A crença de que viver com os seus próprios meios é uma virtude necessária está profundamente enraizada na cultura alemã. A nação continua ensombrada pela experiência de hiperinflação, nos anos 20, bem como com a reconstrução pós-guerra e com o preço da reunificação. O compromisso da Alemanha com um orçamento equilibrado permitiu-lhe atingir uma dívida pública de cerca de 60% do PIB – o menor entre as maiores economias europeias - dos 83% em 2010. Com as pressões para agir a amontoarem-se, Merkel já disse que o Governo vai agir "dependendo da situação", mas até agora resistiu aos apelos para implementar medidas preventivas e reavivar o crescimento.

 

O que é que isto significa para o resto da Europa?

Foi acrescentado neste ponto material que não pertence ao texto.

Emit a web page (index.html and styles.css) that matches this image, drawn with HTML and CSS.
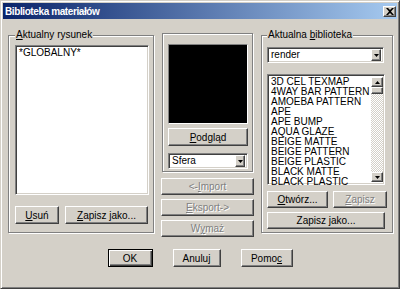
FILE: index.html
```html
<!DOCTYPE html>
<html lang="pl">
<head>
  <meta charset="UTF-8" />
  <title>Biblioteka materiałów</title>
  <link rel="stylesheet" href="styles.css">
</head>
<body>
  <div class="window">
    <div class="titlebar">
      <span class="title">Biblioteka materiałów</span>
      <span class="close-btn">
        <svg width="8" height="7" viewBox="0 0 8 7"><path d="M0 0h2l2 2 2-2h2L5 3.5 8 7H6L4 5 2 7H0l3-3.5z" fill="#000"/></svg>
      </span>
    </div>

    <div class="panels">
      <fieldset class="group group-left">
        <legend><u>A</u>ktualny rysunek</legend>
        <div class="listbox drawing-list">
          <div class="list-item">*GLOBALNY*</div>
        </div>
        <div class="btn-row">
          <button class="btn btn-delete"><span><u>U</u>suń</span></button>
          <button class="btn btn-fill"><span><u>Z</u>apisz jako...</span></button>
        </div>
      </fieldset>

      <div class="middle">
        <div class="preview-group">
          <div class="preview"></div>
          <button class="btn btn-preview"><span><u>P</u>odgląd</span></button>
          <div class="combo">
            <span class="combo-text">Sfera</span>
            <span class="combo-arrow"><svg width="5" height="3" viewBox="0 0 5 3"><path d="M0 0h5L2.5 3z" fill="#000"/></svg></span>
          </div>
        </div>
        <button class="btn btn-wide disabled"><span>&lt;-<u>I</u>mport</span></button>
        <button class="btn btn-wide disabled"><span><u>E</u>ksport-&gt;</span></button>
        <button class="btn btn-wide disabled"><span>W<u>y</u>maż</span></button>
      </div>

      <fieldset class="group group-right">
        <legend>Aktualna <u>b</u>iblioteka</legend>
        <div class="combo combo-lib">
          <span class="combo-text">render</span>
          <span class="combo-arrow"><svg width="5" height="3" viewBox="0 0 5 3"><path d="M0 0h5L2.5 3z" fill="#000"/></svg></span>
        </div>
        <div class="listbox material-list">
          <div class="list-items">
            <div class="list-item">3D CEL TEXMAP</div>
            <div class="list-item">4WAY BAR PATTERN</div>
            <div class="list-item">AMOEBA PATTERN</div>
            <div class="list-item">APE</div>
            <div class="list-item">APE BUMP</div>
            <div class="list-item">AQUA GLAZE</div>
            <div class="list-item">BEIGE MATTE</div>
            <div class="list-item">BEIGE PATTERN</div>
            <div class="list-item">BEIGE PLASTIC</div>
            <div class="list-item">BLACK MATTE</div>
            <div class="list-item">BLACK PLASTIC</div>
          </div>
          <div class="scrollbar">
            <span class="scroll-btn"><svg width="5" height="3" viewBox="0 0 5 3"><path d="M0 3h5L2.5 0z" fill="#000"/></svg></span>
            <span class="scroll-thumb"></span>
            <span class="scroll-track"></span>
            <span class="scroll-btn"><svg width="5" height="3" viewBox="0 0 5 3"><path d="M0 0h5L2.5 3z" fill="#000"/></svg></span>
          </div>
        </div>
        <div class="btn-row">
          <button class="btn btn-open"><span><u>O</u>twórz...</span></button>
          <button class="btn btn-fill disabled"><span><u>Z</u>apisz</span></button>
        </div>
        <button class="btn btn-full"><span>Zapisz <u>j</u>ako...</span></button>
      </fieldset>
    </div>

    <div class="footer">
      <button class="btn btn-ok"><span>OK</span></button>
      <button class="btn btn-cancel"><span>Anuluj</span></button>
      <button class="btn btn-help"><span>Pomo<u>c</u></span></button>
    </div>
  </div>
</body>
</html>
```

FILE: styles.css
```css
* {
  margin: 0;
  padding: 0;
  box-sizing: border-box;
}
body {
  background: #d4d0c8;
  font-family: 'Liberation Sans Narrow', 'Liberation Sans', sans-serif;
  font-size: 10px;
  color: #000;
  overflow: hidden;
}
.window {
  width: 400px;
  height: 289px;
  padding: 2px;
  border: 1px solid;
  border-color: #d4d0c8 #404040 #404040 #d4d0c8;
  box-shadow: inset 1px 1px 0 #fff, inset -1px -1px 0 #808080;
}
.titlebar {
  height: 16px;
  display: flex;
  align-items: center;
  justify-content: space-between;
  padding: 0 1px 0 2px;
  background: linear-gradient(to right, #0a246a, #a6caf0);
}
.title {
  color: #fff;
  font-family: 'Liberation Sans', sans-serif;
  font-weight: bold;
  letter-spacing: -0.4px;
}
.close-btn {
  width: 13px;
  height: 11px;
  display: flex;
  align-items: center;
  justify-content: center;
  background: #d4d0c8;
  border: 1px solid;
  border-color: #fff #404040 #404040 #fff;
  box-shadow: inset -1px -1px 0 #808080;
}
u {
  text-decoration: underline;
  text-underline-offset: 1px;
}

/* three columns */
.panels {
  display: flex;
  align-items: flex-start;
  gap: 7px;
  margin-top: 10px;
  padding-left: 5px;
}
.group {
  border: 1px solid #808080;
  box-shadow: 1px 1px 0 #fff, inset 1px 1px 0 #fff;
  min-width: 0;
}
.group legend {
  line-height: 12px;
  padding: 0 1px;
  background: #d4d0c8;
}
.group-left {
  width: 146px;
  padding: 4px 5px 8px 6px;
}
.group-right {
  width: 132px;
  padding: 6px 5px 3px 5px;
}

.listbox {
  background: #fff;
  border: 1px solid;
  border-color: #808080 #fff #fff #808080;
  box-shadow: inset 1px 1px 0 #404040, inset -1px -1px 0 #d4d0c8;
  padding: 2px;
}
.drawing-list {
  width: 134px;
  height: 150px;
}
.list-item {
  line-height: 10px;
  padding-left: 1px;
  white-space: nowrap;
}
.material-list {
  width: 118px;
  height: 111px;
  margin-top: 11px;
  display: flex;
  padding-right: 1px;
}
.list-items {
  flex: 1;
}
.scrollbar {
  width: 12px;
  display: flex;
  flex-direction: column;
}
.scroll-btn,
.scroll-thumb {
  height: 10px;
  display: flex;
  align-items: center;
  justify-content: center;
  background: #d4d0c8;
  border: 1px solid;
  border-color: #fff #404040 #404040 #fff;
  box-shadow: inset -1px -1px 0 #808080;
}
.scroll-thumb {
  height: 7px;
}
.scroll-track {
  flex: 1;
  background: repeating-conic-gradient(#fff 0 25%, #d4d0c8 0 50%) 0 0 / 2px 2px;
}

/* buttons */
.btn {
  display: flex;
  align-items: center;
  justify-content: center;
  height: 18px;
  font: inherit;
  color: #000;
  background: #d4d0c8;
  border: 1px solid;
  border-color: #fff #404040 #404040 #fff;
  box-shadow: inset -1px -1px 0 #808080;
}
.btn span {
  white-space: pre;
}
.btn.disabled {
  color: #808080;
  text-shadow: 1px 1px 0 #fff;
}
.btn-row {
  display: flex;
  gap: 6px;
  margin-top: 11px;
}
.btn-delete {
  width: 44px;
}
.btn-fill {
  flex: 1;
}

/* middle column */
.middle {
  width: 93px;
  margin-top: 4px;
  display: flex;
  flex-direction: column;
  gap: 4px;
}
.preview-group {
  margin: 0 1px 2px;
  padding: 10px 4px 2px 5px;
  border: 1px solid #808080;
  box-shadow: 1px 1px 0 #fff, inset 1px 1px 0 #fff;
}
.preview {
  width: 80px;
  height: 80px;
  background: #000;
  border: 1px solid;
  border-color: #808080 #fff #fff #808080;
}
.btn-preview {
  width: 80px;
  margin-top: 4px;
}
.combo {
  height: 16px;
  margin-top: 7px;
  display: flex;
  align-items: center;
  justify-content: space-between;
  background: #fff;
  border: 1px solid;
  border-color: #808080 #fff #fff #808080;
  box-shadow: inset 1px 1px 0 #404040, inset -1px -1px 0 #d4d0c8;
  padding: 2px;
}
.combo-text {
  padding-left: 1px;
  line-height: 10px;
}
.combo-arrow {
  width: 10px;
  height: 12px;
  display: flex;
  align-items: center;
  justify-content: center;
  background: #d4d0c8;
  border: 1px solid;
  border-color: #fff #404040 #404040 #fff;
  box-shadow: inset -1px -1px 0 #808080;
}
.btn-wide {
  height: 17px;
}
.combo-lib {
  width: 117px;
  margin-top: 0;
}

/* right column */
.group-right .btn-row {
  gap: 5px;
  margin-top: 6px;
}
.btn-open {
  width: 61px;
  height: 17px;
}
.group-right .btn-fill {
  height: 17px;
}
.btn-full {
  width: 118px;
  height: 17px;
  margin-top: 4px;
}

/* dialog buttons */
.footer {
  display: flex;
  justify-content: center;
  gap: 20px;
  margin-top: 12px;
}
.btn-ok {
  width: 45px;
  border: 1px solid #000;
  box-shadow: inset 1px 1px 0 #fff, inset -1px -1px 0 #404040, inset -2px -2px 0 #808080;
}
.btn-cancel {
  width: 48px;
}
.btn-help {
  width: 52px;
}
```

A disciplina orçamental da Alemanha tem sido usada como um exemplo a seguir pelo resto da Europa. Ao impor as restrições de gastos rigidamente, tal como estipulado pela União Europeia, Berlim está a mostrar aos países mais propensos aos gastos, como Itália e Grécia, os benefícios do auto-controlo. Contudo, com o financiamento praticamente a custos zero, alguns economistas argumentam que os políticos em Berlim estão a perder a oportunidade de relançar o muito necessário investimento nos transportes e nas infraestruturas de comunicações. Uma recessão na Alemanha terá efeitos muito para além das suas fronteiras, com muitos dos seus parceiros europeus a estarem altamente dependentes das exportações dos seus produtos para a maior economia europeia.

 

E o BCE?

A política frouxa do BCE está desenhada para manter a economia da Zona Euro a funcionar. Mas apesar dos seus esforços para apoiar o crescimento, o presidente do BCE, Mario Draghi, tem sido descrito pelos "tabloids" alemães como um vampiro a sugar o sangue dos países salvadores. E não há sinais de que a era do dinheiro barato esteja perto do fim. Com a moeda única a revelar dificuldades e uma inflação tépida, o BCE cortou a taxa de juro dos depósitos para um patamar ainda mais negativo, no dia 12 de setembro, e reativou o programa de compra de ativos. O presidente do Bundesbak, Jens Weidmann, que representa a Alemanha no conselho do BCE, está entre os responsáveis que se opuseram abertamente a este caminho de estímulos.